Der Justizminister wird hiernach mit Einstimmung des Ministerrats die Ah. Genehmigung dieser Anträge bei Sr. Majestät sich erbitten13.

VII. Organisierung der politischen Verwaltung im lombardisch-venezianischen Königreiche

Hieran knüpfte der Minister des Inneren die summarische Darstellung der von ihm in analoger Weise beabsichtigten Anträge zur Organisierung der politischen Verwaltung in dem genannten Königreiche.

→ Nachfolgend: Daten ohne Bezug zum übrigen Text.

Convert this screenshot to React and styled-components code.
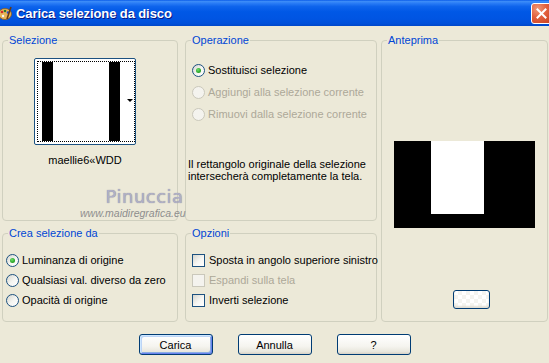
import React from 'react';
import styled, { createGlobalStyle } from 'styled-components';

const GlobalStyle = createGlobalStyle`
  html, body {
    margin: 0;
    padding: 0;
    background: #ECE9D8;
  }
  body {
    font-family: "Liberation Sans", Arial, sans-serif;
    font-size: 11px;
    color: #000;
  }
`;

const Window = styled.div`
  position: relative;
  width: 549px;
  height: 363px;
  overflow: hidden;
  background: #ECE9D8;
  display: flex;
  flex-direction: column;
`;

const TitleBar = styled.div`
  height: 26px;
  flex: none;
  display: flex;
  align-items: center;
  background: linear-gradient(
    to bottom,
    #0A5CE9 0%,
    #3D8DF8 6%,
    #2A7DF6 12%,
    #0E64EC 25%,
    #0058E6 45%,
    #0055E3 70%,
    #0050DA 90%,
    #0047C9 100%
  );
`;

const AppIcon = styled.svg`
  flex: none;
  margin-left: -2px;
  margin-right: 4px;
`;

const TitleText = styled.div`
  color: #fff;
  font-weight: bold;
  font-size: 13px;
  letter-spacing: -0.1px;
  text-shadow: 1px 1px #0A1883;
`;

const CloseButton = styled.div`
  margin-left: auto;
  margin-right: -3px;
  width: 21px;
  height: 21px;
  box-sizing: border-box;
  border: 1px solid #fff;
  border-radius: 3px;
  background: radial-gradient(circle at 30% 25%, #F09878 0%, #E2603E 45%, #C8401F 100%);
  display: flex;
  align-items: center;
  justify-content: center;
`;

const Content = styled.div`
  display: grid;
  grid-template-columns: 176px 7px 192px 4px 167px;
  grid-template-rows: 187px 95px;
  row-gap: 6px;
  padding: 8px 0 0 2px;
`;

const Group = styled.fieldset`
  grid-column: ${p => p.$col};
  grid-row: ${p => p.$row};
  position: relative;
  margin: 0;
  padding: 0;
  min-width: 0;
  border: 1px solid #D0D0BF;
  border-radius: 4px;
`;

const Legend = styled.legend`
  color: #0046D5;
  font-size: 11px;
  line-height: 13px;
  padding: 0 1px;
  margin-left: 5px;
`;

const SelBody = styled.div`
  display: flex;
  flex-direction: column;
  align-items: center;
  padding: 11px 10px 0 0;
`;

const Thumb = styled.div`
  width: 102px;
  height: 87px;
  box-sizing: border-box;
  border: 1px solid #1C5180;
  border-radius: 2px;
  background: #fff;
  padding: 2px;
  display: flex;
`;

const FocusRect = styled.div`
  flex: 1;
  position: relative;
  border: 1px dotted #000;
  display: flex;
`;

const DropArrow = styled.span`
  position: absolute;
  right: 1px;
  top: 37px;
  width: 0;
  height: 0;
  border-left: 3px solid transparent;
  border-right: 3px solid transparent;
  border-top: 3px solid #000;
`;

const Caption = styled.div`
  margin-top: 9px;
  line-height: 13px;
`;

const Watermark = styled.div`
  position: absolute;
  left: 80px;
  top: 187px;
  display: flex;
  flex-direction: column;
  align-items: flex-end;
  pointer-events: none;
`;

const WatermarkName = styled.div`
  font-family: "DejaVu Sans", "Liberation Sans", sans-serif;
  font-size: 18px;
  line-height: 20px;
  letter-spacing: 0.5px;
  color: #B0B0C6;
  text-shadow: 0 0 1px #7E7E92;
  margin-right: 2px;
`;

const WatermarkUrl = styled.div`
  font-style: italic;
  font-size: 10.5px;
  line-height: 12px;
  color: #8E8E8E;
  margin-top: 0;
`;

const OptionList = styled.div`
  display: flex;
  flex-direction: column;
  padding: ${p => p.$pad};
`;

const OptionRow = styled.label`
  display: flex;
  align-items: center;
  gap: ${p => p.$gap || 3}px;
  height: ${p => p.$h}px;
  color: ${p => (p.$disabled ? '#ACA899' : '#000')};
  white-space: nowrap;
`;

const RadioMark = styled.span`
  flex: none;
  width: 13px;
  height: 13px;
  box-sizing: border-box;
  border-radius: 50%;
  border: 1px solid ${p => (p.$disabled ? '#CAC8BB' : '#1C5180')};
  background: ${p => (p.$disabled ? '#F4F3EE' : 'linear-gradient(135deg, #D6D6CE 0%, #F6F6F3 55%, #FFFFFF 100%)')};
  display: flex;
  align-items: center;
  justify-content: center;
  &::after {
    content: '';
    display: ${p => (p.$checked ? 'block' : 'none')};
    width: 5px;
    height: 5px;
    border-radius: 50%;
    background: radial-gradient(circle at 40% 35%, #6FE06A 0%, #2BA62A 60%, #1B881B 100%);
  }
`;

const CheckMark = styled.span`
  flex: none;
  width: 13px;
  height: 13px;
  box-sizing: border-box;
  border: 1px solid ${p => (p.$disabled ? '#CAC8BB' : '#1C5180')};
  background: ${p => (p.$disabled ? '#F4F3EE' : 'linear-gradient(135deg, #D6D6CE 0%, #F6F6F3 55%, #FFFFFF 100%)')};
`;

const Note = styled.div`
  margin-top: 33px;
  padding-left: 2px;
  line-height: 12px;
`;

const PreviewBody = styled.div`
  display: flex;
  flex-direction: column;
  align-items: center;
  padding-top: 94px;
`;

const PreviewButton = styled.div`
  align-self: flex-start;
  margin: 62px 0 0 71px;
  width: 37px;
  height: 19px;
  box-sizing: border-box;
  border: 1px solid #003C74;
  border-radius: 3px;
  background:
    repeating-conic-gradient(#F4F4F0 0 25%, #FFFFFF 0 50%) 0 0 / 8px 8px;
  box-shadow: inset 0 -2px 2px #E0DDD2;
`;

const ButtonRow = styled.div`
  display: flex;
  justify-content: center;
  gap: 25px;
  margin-top: 12px;
`;

const Button = styled.button`
  width: 74px;
  height: 21px;
  box-sizing: border-box;
  padding: 0;
  font-family: "Liberation Sans", Arial, sans-serif;
  font-size: 11px;
  color: #000;
  border: 1px solid #003C74;
  border-radius: 3px;
  background: linear-gradient(to bottom, #FFFFFF 0%, #F5F4EF 60%, #E8E6DC 88%, #D6D0C5 100%);
  box-shadow: ${p => (p.$default ? 'inset 1px 1px #CEE7FF, inset -1px -1px #6982EE, inset 2px 2px #BCD4F6, inset -2px -2px #89ADE4' : 'none')};
`;

const Radio = ({ checked, disabled, children, h, gap }) => (
  <OptionRow $disabled={disabled} $h={h} $gap={gap}>
    <RadioMark $checked={checked} $disabled={disabled} />
    {children}
  </OptionRow>
);

const Check = ({ disabled, children, h, gap }) => (
  <OptionRow $disabled={disabled} $h={h} $gap={gap}>
    <CheckMark $disabled={disabled} />
    {children}
  </OptionRow>
);

export default function App() {
  return (
    <>
      <GlobalStyle />
      <Window>
        <TitleBar>
          <AppIcon width="14" height="16" viewBox="0 0 14 16">
            <ellipse cx="7" cy="9" rx="6.5" ry="5.5" fill="#E8B45A" stroke="#8A5A1C" strokeWidth="0.8" />
            <circle cx="4" cy="7" r="1.3" fill="#D42A2A" />
            <circle cx="7" cy="6" r="1.3" fill="#2A7A2A" />
            <circle cx="10" cy="7.5" r="1.3" fill="#2A4AD4" />
            <circle cx="5" cy="11" r="1.2" fill="#F5F5F5" />
            <path d="M9 14 L13 2" stroke="#6A3A10" strokeWidth="1.6" />
          </AppIcon>
          <TitleText>Carica selezione da disco</TitleText>
          <CloseButton>
            <svg width="11" height="11" viewBox="0 0 11 11">
              <path d="M1.5 1.5 L9.5 9.5 M9.5 1.5 L1.5 9.5" stroke="#fff" strokeWidth="2" strokeLinecap="square" />
            </svg>
          </CloseButton>
        </TitleBar>

        <Content>
          <Group $col="1" $row="1">
            <Legend>Selezione</Legend>
            <SelBody>
              <Thumb>
                <FocusRect>
                  <svg width="96" height="79" viewBox="0 0 96 79">
                    <rect x="0" y="0" width="96" height="79" fill="#fff" />
                    <rect x="4" y="0" width="11" height="79" fill="#000" />
                    <rect x="71" y="0" width="11" height="79" fill="#000" />
                  </svg>
                  <DropArrow />
                </FocusRect>
              </Thumb>
              <Caption>maellie6«WDD</Caption>
            </SelBody>
          </Group>

          <Group $col="3" $row="1">
            <Legend>Operazione</Legend>
            <OptionList $pad="12px 0 0 6px">
              <Radio h={22} checked>Sostituisci selezione</Radio>
              <Radio h={22} disabled>Aggiungi alla selezione corrente</Radio>
              <Radio h={22} disabled>Rimuovi dalla selezione corrente</Radio>
            </OptionList>
            <Note>
              Il rettangolo originale della selezione
              <br />
              intersecherà completamente la tela.
            </Note>
          </Group>

          <Group $col="5" $row="1 / span 2">
            <Legend>Anteprima</Legend>
            <PreviewBody>
              <svg width="141" height="87" viewBox="0 0 141 87">
                <rect x="0" y="0" width="141" height="87" fill="#000" />
                <rect x="37" y="0" width="53" height="73" fill="#fff" />
              </svg>
              <PreviewButton />
            </PreviewBody>
          </Group>

          <Group $col="1" $row="2">
            <Legend>Crea selezione da</Legend>
            <OptionList $pad="10px 0 0 3px">
              <Radio h={20} checked>Luminanza di origine</Radio>
              <Radio h={20}>Qualsiasi val. diverso da zero</Radio>
              <Radio h={20}>Opacità di origine</Radio>
            </OptionList>
          </Group>

          <Group $col="3" $row="2">
            <Legend>Opzioni</Legend>
            <OptionList $pad="10px 0 0 6px">
              <Check h={20} gap={4}>Sposta in angolo superiore sinistro</Check>
              <Check h={20} gap={4} disabled>Espandi sulla tela</Check>
              <Check h={20} gap={4}>Inverti selezione</Check>
            </OptionList>
          </Group>
        </Content>

        <ButtonRow>
          <Button $default>Carica</Button>
          <Button>Annulla</Button>
          <Button>?</Button>
        </ButtonRow>

        <Watermark>
          <WatermarkName>Pinuccia</WatermarkName>
          <WatermarkUrl>www.maidiregrafica.eu</WatermarkUrl>
        </Watermark>
      </Window>
    </>
  );
}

Mit Vorbehalt der Entscheidung über das Generalgouvernement würde das Königreich nach den bisherigen zwei Gubernialgebieten in zwei Statthaltereien geteilt sein; die Benennung und Einteilung der b Provinzen, einige kleine Gebietsausgleichungen abgerechnet, bliebe die bisherige; auch die Leitung derselben durch die Delegationen würde beibehalten, unter denen dann die Distriktskommissariate zu stehen hätten, deren Zahl mit Rücksicht auf den erweiterten Wirkungskreis der Kommunen nicht groß sein wird.

In betreff der Polizei würde in den Hauptstädten Mailand und Venedig die Generalpolizeidirektion, jedoch unter dem Titel „Prefettura“ beibehalten; dagegen würden die bisher in den Provinzstädten bestandenen Polizeidirektionen als selbständig aufgehoben und der Provinzialdelegation untergeordnet werden14.

Der Aufwand der politischen Verwaltung wird sich ohne Zweifel geringer stellen als bisher.

In Ansehung der Provinzialkongregationen werden die Anträge vorbehalten15.

Ah. E. Ich nehme den Inhalt dieses Protokolls zur Kenntnis. Franz Joseph. Wien, den 5. Dezember 1850.